Task:
Copy out every line exactly, passing over the pictures.

Recorded data:
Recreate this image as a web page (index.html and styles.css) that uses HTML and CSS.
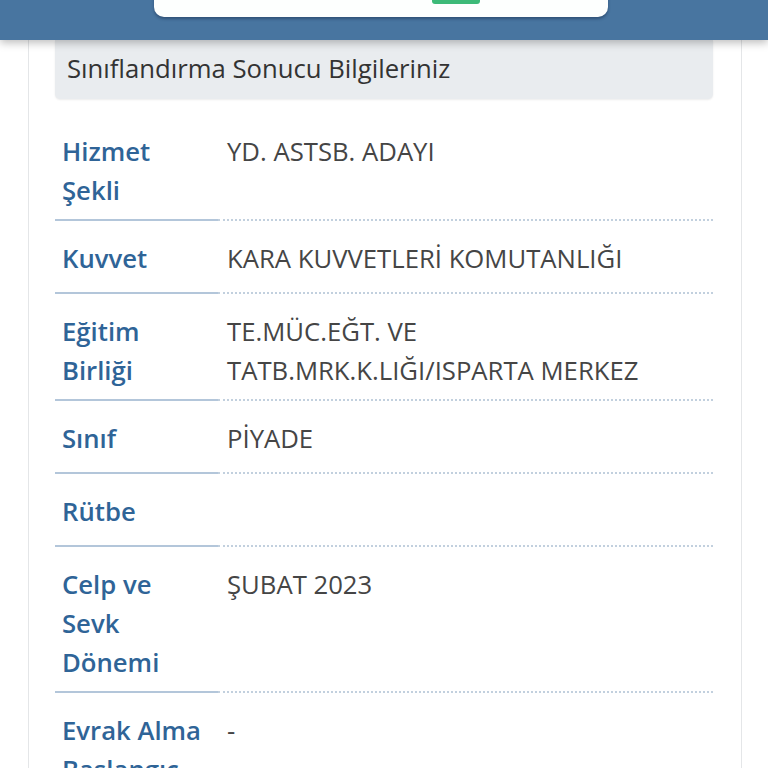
FILE: index.html
```html
<!DOCTYPE html>
<html lang="tr">
<head>
<meta charset="utf-8">
<title>Sınıflandırma Sonucu</title>
<link rel="stylesheet" href="styles.css">
</head>
<body>
<div class="topbar">
  <div class="modal">
    <span class="modal-btn"></span>
  </div>
</div>
<main class="card">
  <div class="card-head">Sınıflandırma Sonucu Bilgileriniz</div>
  <div class="info">
    <div class="row"><div class="label">Hizmet Şekli</div><div class="value">YD. ASTSB. ADAYI</div></div>
    <div class="row"><div class="label">Kuvvet</div><div class="value">KARA KUVVETLERİ KOMUTANLIĞI</div></div>
    <div class="row"><div class="label">Eğitim Birliği</div><div class="value">TE.MÜC.EĞT. VE TATB.MRK.K.LIĞI/ISPARTA MERKEZ</div></div>
    <div class="row"><div class="label">Sınıf</div><div class="value">PİYADE</div></div>
    <div class="row"><div class="label">Rütbe</div><div class="value"></div></div>
    <div class="row"><div class="label">Celp ve Sevk Dönemi</div><div class="value">ŞUBAT 2023</div></div>
    <div class="row"><div class="label">Evrak Alma Başlangıç Tarihi</div><div class="value">-</div></div>
    <div class="row"><div class="label">Evrak Alma Bitiş Tarihi</div><div class="value">-</div></div>
  </div>
</main>
</body>
</html>
```

FILE: styles.css
```css
html, body {
  margin: 0;
  padding: 0;
  background: #ffffff;
  font-family: "Open Sans", "Noto Sans", sans-serif;
  height: 768px;
  overflow: hidden;
}

.topbar {
  position: relative;
  z-index: 2;
  height: 40px;
  background: #4875a0;
  box-shadow: 0 3px 8px rgba(0, 0, 0, 0.25);
}

.modal {
  position: absolute;
  left: 154px;
  top: -30px;
  width: 454px;
  height: 47px;
  background: #fdfffe;
  border-radius: 10px;
  box-shadow: 0 2px 3px rgba(20, 40, 70, 0.45);
}

.modal-btn {
  position: absolute;
  left: 278px;
  bottom: 13px;
  width: 48px;
  height: 20px;
  background: #3dba78;
  border-radius: 3px;
}

.card {
  margin-left: 28px;
  width: 714px;
  box-sizing: border-box;
  border-left: 1px solid #e4e6e8;
  border-right: 1px solid #e4e6e8;
  padding: 0 28px 0 26px;
  min-height: 728px;
}

.card-head {
  background: #e9ecef;
  height: 59px;
  box-sizing: border-box;
  padding: 0 12px 3px;
  display: flex;
  align-items: center;
  font-size: 25.7px;
  color: #333333;
  border-radius: 0 0 5px 5px;
  box-shadow: 0 1px 2px rgba(0, 0, 0, 0.08);
}

.info {
  margin-top: 15px;
}

.row {
  display: grid;
  grid-template-columns: 163px 1fr;
}

.label,
.value {
  box-sizing: border-box;
  min-height: 73px;
  font-size: 25.7px;
  line-height: 39px;
  padding: 18px 13px 9px 7px;
}

.label {
  color: #2f6497;
  font-weight: 600;
  border-bottom: 2px solid #b3c6da;
}

.value {
  color: #454545;
  padding-left: 9px;
  padding-right: 6px;
  border-bottom: 2px dotted #c2d0de;
}
```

The result:
Recreate this image as a web page (index.html and styles.css) that uses HTML and CSS.
FILE: index.html
```html
<!DOCTYPE html>
<html lang="tr">
<head>
<meta charset="utf-8">
<title>Sınıflandırma Sonucu</title>
<link rel="stylesheet" href="styles.css">
</head>
<body>
<div class="topbar">
  <div class="modal">
    <span class="modal-btn"></span>
  </div>
</div>
<main class="card">
  <div class="card-head">Sınıflandırma Sonucu Bilgileriniz</div>
  <div class="info">
    <div class="row"><div class="label">Hizmet Şekli</div><div class="value">YD. ASTSB. ADAYI</div></div>
    <div class="row"><div class="label">Kuvvet</div><div class="value">KARA KUVVETLERİ KOMUTANLIĞI</div></div>
    <div class="row"><div class="label">Eğitim Birliği</div><div class="value">TE.MÜC.EĞT. VE TATB.MRK.K.LIĞI/ISPARTA MERKEZ</div></div>
    <div class="row"><div class="label">Sınıf</div><div class="value">PİYADE</div></div>
    <div class="row"><div class="label">Rütbe</div><div class="value"></div></div>
    <div class="row"><div class="label">Celp ve Sevk Dönemi</div><div class="value">ŞUBAT 2023</div></div>
    <div class="row"><div class="label">Evrak Alma Başlangıç Tarihi</div><div class="value">-</div></div>
    <div class="row"><div class="label">Evrak Alma Bitiş Tarihi</div><div class="value">-</div></div>
  </div>
</main>
</body>
</html>
```

FILE: styles.css
```css
html, body {
  margin: 0;
  padding: 0;
  background: #ffffff;
  font-family: "Open Sans", "Noto Sans", sans-serif;
  height: 768px;
  overflow: hidden;
}

.topbar {
  position: relative;
  z-index: 2;
  height: 40px;
  background: #4875a0;
  box-shadow: 0 3px 8px rgba(0, 0, 0, 0.25);
}

.modal {
  position: absolute;
  left: 154px;
  top: -30px;
  width: 454px;
  height: 47px;
  background: #fdfffe;
  border-radius: 10px;
  box-shadow: 0 2px 3px rgba(20, 40, 70, 0.45);
}

.modal-btn {
  position: absolute;
  left: 278px;
  bottom: 13px;
  width: 48px;
  height: 20px;
  background: #3dba78;
  border-radius: 3px;
}

.card {
  margin-left: 28px;
  width: 714px;
  box-sizing: border-box;
  border-left: 1px solid #e4e6e8;
  border-right: 1px solid #e4e6e8;
  padding: 0 28px 0 26px;
  min-height: 728px;
}

.card-head {
  background: #e9ecef;
  height: 59px;
  box-sizing: border-box;
  padding: 0 12px 3px;
  display: flex;
  align-items: center;
  font-size: 25.7px;
  color: #333333;
  border-radius: 0 0 5px 5px;
  box-shadow: 0 1px 2px rgba(0, 0, 0, 0.08);
}

.info {
  margin-top: 15px;
}

.row {
  display: grid;
  grid-template-columns: 163px 1fr;
}

.label,
.value {
  box-sizing: border-box;
  min-height: 73px;
  font-size: 25.7px;
  line-height: 39px;
  padding: 18px 13px 9px 7px;
}

.label {
  color: #2f6497;
  font-weight: 600;
  border-bottom: 2px solid #b3c6da;
}

.value {
  color: #454545;
  padding-left: 9px;
  padding-right: 6px;
  border-bottom: 2px dotted #c2d0de;
}
```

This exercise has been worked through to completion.